Management's commentary further supports the outlook for sustained shareholder returns. During the Q3 2025 earnings call, CEO D.G. Macpherson highlighted the substantial operating cash flow of $597 million, which facilitated the return of $399 million to shareholders through dividends and share repurchases. CFO Deidra Merriwether expressed confidence in driving market share gains and growth in the European and Asian business, affirming the company's strong position to deliver excellent results for shareholders in the years ahead.

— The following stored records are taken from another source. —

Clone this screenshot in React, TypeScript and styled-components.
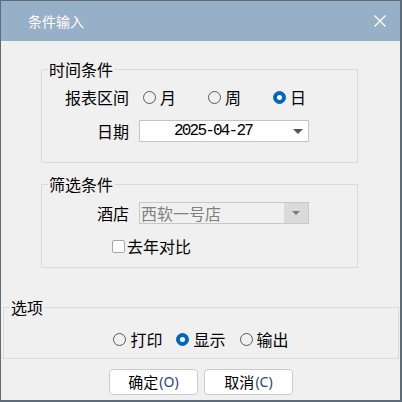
import React from 'react';
import styled, { createGlobalStyle } from 'styled-components';

const Global = createGlobalStyle`
  html, body { margin: 0; padding: 0; background: #f0f0f0; }
  body { font-family: "Noto Sans CJK SC", "Noto Sans", sans-serif; color: #000; }
  * { box-sizing: border-box; }
`;

const Window = styled.div`
  width: 402px;
  height: 402px;
  border-style: solid;
  border-color: #5e6b79;
  border-width: 1px 2px 2px 1px;
  background: #f0f0f0;
  display: flex;
  flex-direction: column;
`;

const TitleBar = styled.div`
  height: 40px;
  flex: none;
  background: #98afc8;
  display: flex;
  align-items: center;
  justify-content: space-between;
  padding: 0 14px 0 27px;
  color: #fff;
  font-size: 14px;
  line-height: 16px;
`;

const Body = styled.div`
  flex: 1;
  display: flex;
  flex-direction: column;
  padding-top: 28px;
`;

const Group = styled.div<{ $left: number; $width: number; $mt: number; $pt: number; $pb: number; $gap: number }>`
  position: relative;
  margin-left: ${(p) => p.$left}px;
  margin-top: ${(p) => p.$mt}px;
  width: ${(p) => p.$width}px;
  border: 1px solid #dadada;
  padding: ${(p) => p.$pt}px 0 ${(p) => p.$pb}px 0;
  display: flex;
  flex-direction: column;
  gap: ${(p) => p.$gap}px;
`;

const Legend = styled.span`
  position: absolute;
  top: -9px;
  left: 6px;
  padding: 0 1px;
  background: #f0f0f0;
  font-size: 16px;
  line-height: 16px;
`;

const FormRow = styled.div`
  display: grid;
  grid-template-columns: 87px auto;
  column-gap: 10px;
  align-items: center;
  height: 22px;
`;

const Label = styled.span`
  text-align: right;
  font-size: 16px;
  line-height: 22px;
`;

const RadioSet = styled.div<{ $center?: boolean; $gap: number }>`
  display: flex;
  align-items: center;
  justify-content: ${(p) => (p.$center ? 'center' : 'flex-start')};
  gap: ${(p) => p.$gap}px;
  height: 22px;
  padding-left: ${(p) => (p.$center ? 0 : 4)}px;
`;

const RadioOption = styled.label<{ $width?: number }>`
  display: flex;
  align-items: center;
  gap: 4px;
  width: ${(p) => (p.$width ? `${p.$width}px` : 'auto')};
  font-size: 16px;
  line-height: 22px;
`;

const RadioDot = styled.span<{ $on?: boolean }>`
  width: 13px;
  height: 13px;
  border-radius: 50%;
  flex: none;
  border: 1px solid ${(p) => (p.$on ? '#0067c0' : '#5a5a5a')};
  background: ${(p) => (p.$on ? '#0067c0' : 'transparent')};
  display: flex;
  align-items: center;
  justify-content: center;
  &::after {
    content: '';
    display: ${(p) => (p.$on ? 'block' : 'none')};
    width: 5px;
    height: 5px;
    border-radius: 50%;
    background: #fff;
  }
`;

const Field = styled.div<{ $disabled?: boolean }>`
  width: 170px;
  height: 22px;
  border: 1px solid ${(p) => (p.$disabled ? '#c8c8c8' : '#c4c4c4')};
  background: ${(p) => (p.$disabled ? '#f0f0f0' : '#fff')};
  display: flex;
  align-items: stretch;
`;

const DateText = styled.span`
  flex: 1;
  text-align: center;
  font-family: "Liberation Mono", "DejaVu Sans Mono", monospace;
  font-size: 16px;
  letter-spacing: -1.8px;
  line-height: 20px;
  color: #000;
`;

const SelectText = styled.span`
  flex: 1;
  padding-left: 1px;
  font-size: 16px;
  line-height: 20px;
  color: #808080;
`;

const ArrowBox = styled.span<{ $disabled?: boolean }>`
  width: ${(p) => (p.$disabled ? 24 : 22)}px;
  flex: none;
  display: flex;
  align-items: center;
  justify-content: center;
  background: ${(p) => (p.$disabled ? '#dadada' : 'transparent')};
  padding-left: ${(p) => (p.$disabled ? 0 : 1)}px;
`;

const Arrow = styled.span<{ $small?: boolean }>`
  width: 0;
  height: 0;
  border-left: ${(p) => (p.$small ? 4 : 5)}px solid transparent;
  border-right: ${(p) => (p.$small ? 4 : 5)}px solid transparent;
  border-top: ${(p) => (p.$small ? 4 : 5)}px solid ${(p) => (p.$small ? '#7a7a7a' : '#555')};
`;

const CheckRow = styled.label`
  display: flex;
  align-items: center;
  gap: 2px;
  height: 22px;
  padding-left: 70px;
  font-size: 16px;
  line-height: 22px;
`;

const CheckBox = styled.span`
  width: 13px;
  height: 13px;
  border: 1px solid #a8a8a8;
  border-radius: 2px;
  background: #fff;
  flex: none;
`;

const ButtonRow = styled.div`
  display: flex;
  justify-content: center;
  gap: 6px;
  margin-top: 10px;
  padding-left: 1px;
`;

const Button = styled.button`
  width: 89px;
  height: 26px;
  border: 1px solid #cccccc;
  border-radius: 4px;
  background: #fff;
  font-family: "Noto Sans CJK SC", "Noto Sans", sans-serif;
  font-size: 15px;
  line-height: 22px;
  color: #000;
  padding: 0;
  display: flex;
  align-items: center;
  justify-content: center;
`;

const Key = styled.span`
  color: #2a3f7a;
  font-family: "Noto Sans", "Noto Sans CJK SC", sans-serif;
  font-size: 14px;
  margin-left: 1px;
`;

const CloseIcon = () => (
  <svg width="12" height="12" viewBox="0 0 12 12">
    <path d="M0.5 0.5 L11.5 11.5 M11.5 0.5 L0.5 11.5" stroke="#fff" strokeWidth="1.3" fill="none" />
  </svg>
);

export default function App() {
  return (
    <>
      <Global />
      <Window>
        <TitleBar>
          <span>条件输入</span>
          <CloseIcon />
        </TitleBar>
        <Body>
          <Group $left={40} $width={317} $mt={0} $pt={16} $pb={20} $gap={12}>
            <Legend>时间条件</Legend>
            <FormRow>
              <Label>报表区间</Label>
              <RadioSet $gap={0}>
                <RadioOption $width={65}>
                  <RadioDot />月
                </RadioOption>
                <RadioOption $width={65}>
                  <RadioDot />周
                </RadioOption>
                <RadioOption $width={65}>
                  <RadioDot $on />日
                </RadioOption>
              </RadioSet>
            </FormRow>
            <FormRow>
              <Label>日期</Label>
              <Field>
                <DateText>2025-04-27</DateText>
                <ArrowBox>
                  <Arrow />
                </ArrowBox>
              </Field>
            </FormRow>
          </Group>
          <Group $left={40} $width={317} $mt={21} $pt={17} $pb={10} $gap={11}>
            <Legend>筛选条件</Legend>
            <FormRow>
              <Label>酒店</Label>
              <Field $disabled>
                <SelectText>西软一号店</SelectText>
                <ArrowBox $disabled>
                  <Arrow $small />
                </ArrowBox>
              </Field>
            </FormRow>
            <CheckRow>
              <CheckBox />
              去年对比
            </CheckRow>
          </Group>
          <Group $left={2} $width={396} $mt={39} $pt={20} $pb={8} $gap={0}>
            <Legend>选项</Legend>
            <RadioSet $center $gap={14}>
              <RadioOption>
                <RadioDot />打印
              </RadioOption>
              <RadioOption>
                <RadioDot $on />显示
              </RadioOption>
              <RadioOption>
                <RadioDot />输出
              </RadioOption>
            </RadioSet>
          </Group>
          <ButtonRow>
            <Button>
              确定<Key>(O)</Key>
            </Button>
            <Button>
              取消<Key>(C)</Key>
            </Button>
          </ButtonRow>
        </Body>
      </Window>
    </>
  );
}
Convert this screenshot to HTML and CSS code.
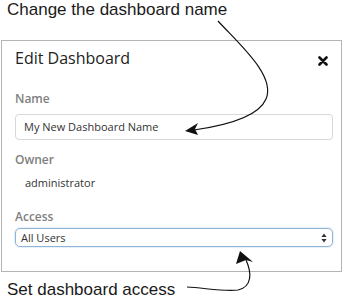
FILE: index.html
```html
<!DOCTYPE html>
<html>
<head>
<meta charset="utf-8">
<link rel="stylesheet" href="styles.css">
</head>
<body>
<div class="page">
  <div class="note note-top">Change the dashboard name</div>
  <div class="dialog">
    <div class="dialog-head">
      <div class="title">Edit Dashboard</div>
      <svg class="close" width="10" height="10" viewBox="0 0 10 10"><path d="M1.5 1.5 L8.5 8.5 M8.5 1.5 L1.5 8.5" stroke="#111" stroke-width="2.6" stroke-linecap="round"/></svg>
    </div>
    <div class="field field-name">
      <div class="label">Name</div>
      <div class="input">My New Dashboard Name</div>
    </div>
    <div class="field field-owner">
      <div class="label">Owner</div>
      <div class="value">administrator</div>
    </div>
    <div class="field field-access">
      <div class="label">Access</div>
      <div class="select"><span>All Users</span>
        <svg class="updown" width="6" height="10" viewBox="0 0 6 10"><path d="M3 0.5 L5.6 4 L0.4 4 Z M3 9.5 L5.6 6 L0.4 6 Z" fill="#333"/></svg>
      </div>
    </div>
  </div>
  <div class="note note-bottom">Set dashboard access</div>
  <svg class="arrows" width="344" height="300" viewBox="0 0 344 300">
    <path d="M218 21 C240 45 276 76 266 99 C258 118 222 126 194 130" fill="none" stroke="#111" stroke-width="1.2"/>
    <path d="M185 131 L198 123 L195 129 L198 135 Z" fill="#111"/>
    <path d="M187 287 C205 288 225 292 238 290 C252 287 252 273 246 260" fill="none" stroke="#111" stroke-width="1.2"/>
    <path d="M240 251 L253 262 L246 260 L236 264 Z" fill="#111"/>
  </svg>
</div>
</body>
</html>
```
FILE: styles.css
```css
* { box-sizing: border-box; }
html, body { margin: 0; padding: 0; background: #fff; }
.page {
  position: relative;
  width: 344px;
  height: 300px;
  overflow: hidden;
  font-family: "Open Sans", sans-serif;
}
.note {
  font-family: "Liberation Sans", Arial, sans-serif;
  font-size: 17px;
  color: #1a1a1a;
  line-height: 20px;
  padding-left: 7px;
}
.note-top { height: 40px; }
.note-bottom { padding-top: 8px; }
.dialog {
  margin-left: 1px;
  width: 341px;
  height: 232px;
  border: 1px solid #b4b4b4;
  padding: 6px 9px 0 13px;
}
.dialog-head {
  display: flex;
  justify-content: space-between;
  align-items: flex-start;
  height: 22px;
}
.title {
  font-size: 16px;
  line-height: 22px;
  color: #222;
}
.close { margin: 9px 4px 0 0; }
.field { display: flex; flex-direction: column; }
.label {
  font-size: 12px;
  font-weight: 600;
  color: #808080;
  line-height: 16px;
}
.field-name .label { margin-top: 22px; }
.field-owner .label { margin-top: 12px; }
.field-access .label { margin-top: 16px; }
.input {
  margin-top: 7px;
  width: 318px;
  height: 26px;
  border: 1px solid #d8d8d8;
  border-radius: 4px;
  padding-left: 8px;
  font-size: 11px;
  line-height: 24px;
  color: #333;
}
.value {
  margin-top: 5px;
  padding-left: 10px;
  font-size: 11px;
  line-height: 20px;
  color: #333;
}
.select {
  margin-top: 3px;
  width: 318px;
  height: 19px;
  border: 1px solid #8fb4d6;
  border-radius: 5px;
  box-shadow: 0 0 2px #a9cbea;
  padding: 0 5px 0 5px;
  font-size: 11px;
  line-height: 17px;
  color: #333;
  display: flex;
  justify-content: space-between;
  align-items: center;
}
.arrows {
  position: absolute;
  left: 0;
  top: 0;
}
```
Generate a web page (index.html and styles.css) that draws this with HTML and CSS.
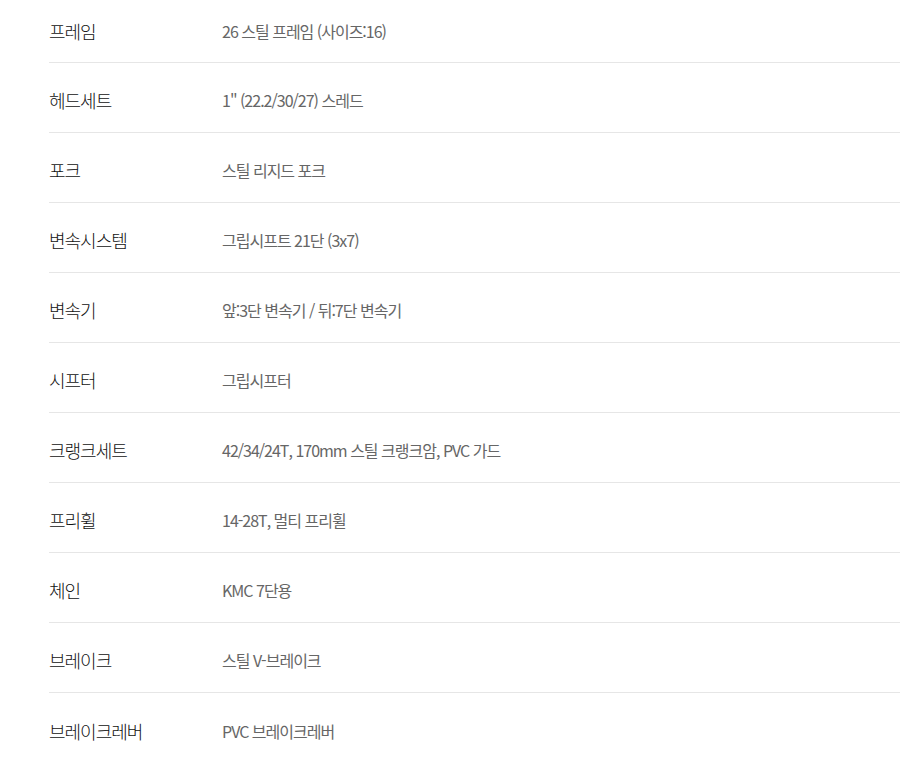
FILE: index.html
```html
<!DOCTYPE html>
<html lang="ko">
<head>
<meta charset="utf-8">
<link rel="stylesheet" href="styles.css">
</head>
<body>
<dl class="spec">
  <div class="row"><dt class="label">프레임</dt><dd class="value">26 스틸 프레임 (사이즈:16)</dd></div>
  <div class="row"><dt class="label">헤드세트</dt><dd class="value">1" (22.2/30/27) 스레드</dd></div>
  <div class="row"><dt class="label">포크</dt><dd class="value">스틸 리지드 포크</dd></div>
  <div class="row"><dt class="label">변속시스템</dt><dd class="value">그립시프트 21단 (3x7)</dd></div>
  <div class="row"><dt class="label">변속기</dt><dd class="value">앞:3단 변속기 / 뒤:7단 변속기</dd></div>
  <div class="row"><dt class="label">시프터</dt><dd class="value">그립시프터</dd></div>
  <div class="row"><dt class="label">크랭크세트</dt><dd class="value">42/34/24T, 170mm 스틸 크랭크암, PVC 가드</dd></div>
  <div class="row"><dt class="label">프리휠</dt><dd class="value">14-28T, 멀티 프리휠</dd></div>
  <div class="row"><dt class="label">체인</dt><dd class="value">KMC 7단용</dd></div>
  <div class="row"><dt class="label">브레이크</dt><dd class="value">스틸 V-브레이크</dd></div>
  <div class="row"><dt class="label">브레이크레버</dt><dd class="value">PVC 브레이크레버</dd></div>
</dl>
</body>
</html>
```
FILE: styles.css
```css
html, body {
  margin: 0;
  padding: 0;
  background: #fff;
}
body {
  font-family: "Noto Sans CJK KR", sans-serif;
}
.spec {
  margin: 0 0 0 49px;
  padding: 0;
}
.row {
  display: flex;
  align-items: center;
  box-sizing: border-box;
  height: 70px;
  padding-top: 5px;
  border-bottom: 1px solid #e6e6e6;
}
.row:first-child {
  height: 63px;
  padding-top: 0;
}
.row:last-child {
  border-bottom: none;
}
.label {
  width: 173px;
  flex: none;
  margin: 0;
  font-size: 18px;
  font-weight: 300;
  letter-spacing: -1px;
  line-height: 20px;
  color: #111;
}
.value {
  margin: 0;
  font-size: 16px;
  font-weight: 400;
  letter-spacing: -1px;
  line-height: 20px;
  color: #666;
}
```
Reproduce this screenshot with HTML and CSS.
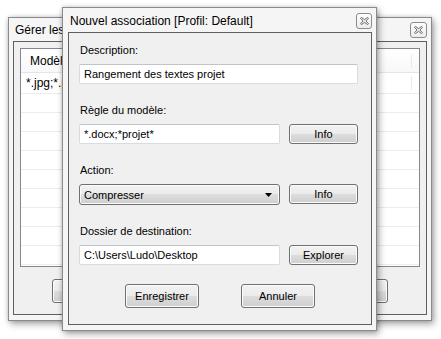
FILE: index.html
```html
<!DOCTYPE html>
<html lang="fr">
<head>
    <meta charset="UTF-8">
    <meta name="viewport" content="width=device-width, initial-scale=1.0">
    <title>Nouvel association</title>
    <link rel="stylesheet" href="styles.css">
</head>
<body>
    <div class="desktop">
        <!-- Fenêtre en arrière-plan -->
        <div class="window window-back">
            <div class="titlebar">
                <span class="title">Gérer les associations</span>
                <span class="close-btn">
                    <svg width="9" height="8" viewBox="0 0 9 8"><polygon points="0.5,1.3 1.5,0.5 4.5,2.6 7.5,0.5 8.5,1.3 5.9,4 8.5,6.7 7.5,7.5 4.5,5.4 1.5,7.5 0.5,6.7 3.1,4" fill="#f4f4f4" stroke="#5a5a5a" stroke-width="0.9"/></svg>
                </span>
            </div>
            <div class="client back-client">
                <div class="listview">
                    <div class="lv-header"><span class="lv-cell">Modèle</span><span class="lv-end"></span></div>
                    <div class="lv-row lv-first"><span class="lv-cell">*.jpg;*.png</span><span class="lv-end"></span></div>
                    <div class="lv-row"><span class="lv-cell"></span><span class="lv-end"></span></div>
                    <div class="lv-row"><span class="lv-cell"></span><span class="lv-end"></span></div>
                    <div class="lv-row"><span class="lv-cell"></span><span class="lv-end"></span></div>
                    <div class="lv-row"><span class="lv-cell"></span><span class="lv-end"></span></div>
                    <div class="lv-row"><span class="lv-cell"></span><span class="lv-end"></span></div>
                    <div class="lv-row"><span class="lv-cell"></span><span class="lv-end"></span></div>
                    <div class="lv-row"><span class="lv-cell"></span><span class="lv-end"></span></div>
                    <div class="lv-row"><span class="lv-cell"></span><span class="lv-end"></span></div>
                    <div class="lv-row"><span class="lv-cell"></span><span class="lv-end"></span></div>
                </div>
                <div class="back-buttons">
                    <button type="button" class="btn btn-dialog">Ajouter</button>
                    <button type="button" class="btn btn-dialog">Fermer</button>
                </div>
            </div>
        </div>

        <!-- Boîte de dialogue active -->
        <div class="window window-front">
            <div class="titlebar">
                <span class="title">Nouvel association [Profil: Default]</span>
                <span class="close-btn">
                    <svg width="9" height="8" viewBox="0 0 9 8"><polygon points="0.5,1.3 1.5,0.5 4.5,2.6 7.5,0.5 8.5,1.3 5.9,4 8.5,6.7 7.5,7.5 4.5,5.4 1.5,7.5 0.5,6.7 3.1,4" fill="#f4f4f4" stroke="#5a5a5a" stroke-width="0.9"/></svg>
                </span>
            </div>
            <form class="client form-client">
                <div class="field">
                    <label class="field-label" for="description">Description:</label>
                    <input type="text" id="description" class="textbox textbox-wide" value="Rangement des textes projet">
                </div>

                <div class="field">
                    <label class="field-label" for="pattern">Règle du modèle:</label>
                    <div class="field-row">
                        <input type="text" id="pattern" class="textbox" value="*.docx;*projet*">
                        <button type="button" class="btn btn-side">Info</button>
                    </div>
                </div>

                <div class="field">
                    <label class="field-label">Action:</label>
                    <div class="field-row">
                        <div class="combo">
                            <span>Compresser</span>
                            <svg width="7" height="4" viewBox="0 0 7 4"><polygon points="0,0 7,0 3.5,4" fill="#000"/></svg>
                        </div>
                        <button type="button" class="btn btn-side">Info</button>
                    </div>
                </div>

                <div class="field">
                    <label class="field-label" for="destination">Dossier de destination:</label>
                    <div class="field-row">
                        <input type="text" id="destination" class="textbox" value="C:\Users\Ludo\Desktop">
                        <button type="button" class="btn btn-side">Explorer</button>
                    </div>
                </div>

                <div class="dialog-buttons">
                    <button type="submit" class="btn btn-dialog">Enregistrer</button>
                    <button type="button" class="btn btn-dialog">Annuler</button>
                </div>
            </form>
        </div>
    </div>
</body>
</html>
```

FILE: styles.css
```css
body {
    margin: 0;
    padding: 0;
    background: #ffffff;
    font-family: "Liberation Sans", Arial, sans-serif;
    font-size: 11px;
    color: #000;
}

.desktop {
    position: relative;
    width: 441px;
    height: 339px;
    overflow: hidden;
}

/* Fenêtres */

.window {
    position: absolute;
    box-sizing: border-box;
    display: flex;
    flex-direction: column;
    background: #f5f5f5;
    border: 1px solid #8a8a8a;
    box-shadow: 2px 3px 7px rgba(0, 0, 0, 0.35), 0 0 4px rgba(0, 0, 0, 0.15);
}

.window-back {
    left: 8px;
    top: 17px;
    width: 424px;
    height: 304px;
    padding: 0 4px 5px 4px;
}

.window-front {
    left: 62px;
    top: 7px;
    width: 315px;
    height: 324px;
    padding: 0 4px 5px 5px;
}

.titlebar {
    display: flex;
    align-items: center;
    justify-content: space-between;
    height: 24px;
    padding-left: 2px;
    padding-top: 1px;
    box-sizing: border-box;
}

.window-back .titlebar {
    height: 23px;
}

.title {
    font-size: 12px;
    color: #000;
}

.close-btn {
    display: flex;
    align-items: center;
    justify-content: center;
    width: 14px;
    height: 14px;
    border: 1px solid #8c8c8c;
    border-radius: 3px;
    background: linear-gradient(#fdfdfd, #ececec);
}

.window-back .close-btn {
    width: 15px;
}

.client {
    flex: 1;
    border: 1px solid #5f5f5f;
    background: #f0f0f0;
}

/* Liste de la fenêtre arrière */

.back-client {
    padding: 6px 0 0 6px;
}

.listview {
    box-sizing: border-box;
    width: 400px;
    height: 219px;
    border: 1px solid #828790;
    background: #fff;
    overflow: hidden;
}

.lv-header, .lv-row {
    display: flex;
    box-sizing: border-box;
    border-bottom: 1px solid #ececec;
}

.lv-header {
    height: 24px;
    align-items: center;
    background: linear-gradient(#ffffff, #f7f8f9);
    border-bottom-color: #e3e5e8;
    font-size: 12px;
}

.lv-header .lv-cell {
    padding-left: 9px;
}

.lv-row {
    height: 19px;
    align-items: center;
    font-size: 12px;
}

.lv-first {
    height: 21px;
}

.lv-cell {
    width: 391px;
    padding-left: 5px;
    box-sizing: border-box;
    border-right: 1px solid #eaeaea;
    white-space: nowrap;
}

.lv-end {
    flex: 1;
}

.back-buttons {
    display: flex;
    justify-content: center;
    gap: 188px;
    margin-top: 12px;
    padding-right: 6px;
}

/* Formulaire */

.form-client {
    padding: 10px 0 0 10px;
    margin: 0;
}

.field {
    margin-bottom: 19px;
}

.field-label {
    display: block;
    line-height: 14px;
    margin-bottom: 7px;
    padding-left: 1px;
}

.field-row {
    display: flex;
    gap: 9px;
}

.textbox {
    box-sizing: border-box;
    width: 201px;
    height: 20px;
    margin: 0;
    padding: 0 4px;
    font-family: inherit;
    font-size: 11px;
    color: #000;
    background: #fff;
    border: 1px solid #d8dbdf;
    border-top-color: #c0c3c8;
    border-radius: 2px;
    outline: none;
}

.textbox-wide {
    width: 279px;
}

.combo {
    box-sizing: border-box;
    width: 201px;
    height: 21px;
    display: flex;
    align-items: center;
    justify-content: space-between;
    padding: 0 7px 0 4px;
    border: 1px solid #707070;
    border-radius: 3px;
    background: linear-gradient(#f2f2f2 0%, #ebebeb 50%, #dddddd 50%, #cfcfcf 100%);
    box-shadow: inset 0 0 0 1px #fbfbfb;
}

/* Boutons */

.btn {
    box-sizing: border-box;
    margin: 0;
    padding: 0;
    font-family: inherit;
    font-size: 11px;
    color: #000;
    border: 1px solid #707070;
    border-radius: 3px;
    background: linear-gradient(#f2f2f2 0%, #ebebeb 50%, #dddddd 50%, #cfcfcf 100%);
    box-shadow: inset 0 0 0 1px #fbfbfb;
    cursor: pointer;
}

.btn-side {
    width: 69px;
    height: 20px;
}

.btn-dialog {
    width: 74px;
    height: 24px;
}

.dialog-buttons {
    display: flex;
    justify-content: center;
    gap: 42px;
    margin-top: 1px;
    padding-right: 10px;
}
```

In 2024, Grainger returned a total of $1.62 billion to shareholders, comprising $421 million in dividends and $1.20 billion in share buybacks, with dividends representing a mere 22% of free cash flow, indicating a preference for share repurchases as another significant channel for value creation.

Grainger's dividend boasts an extremely high level of safety, supported by its low 27% free cash flow payout ratio and 5.0x operating cash flow coverage. The company would need to experience a drastic 70% reduction in cash generation before its dividend would be jeopardized. This, combined with its 53-year history of increases, conservative payout policies, and an impressive return on equity of 46.7%, strongly suggests that future dividend growth is highly probable. While its current yield of 0.89% might not appeal to all growth-focused income investors, its unparalleled reliability makes it a cornerstone holding for those seeking secure and consistent income over the long term.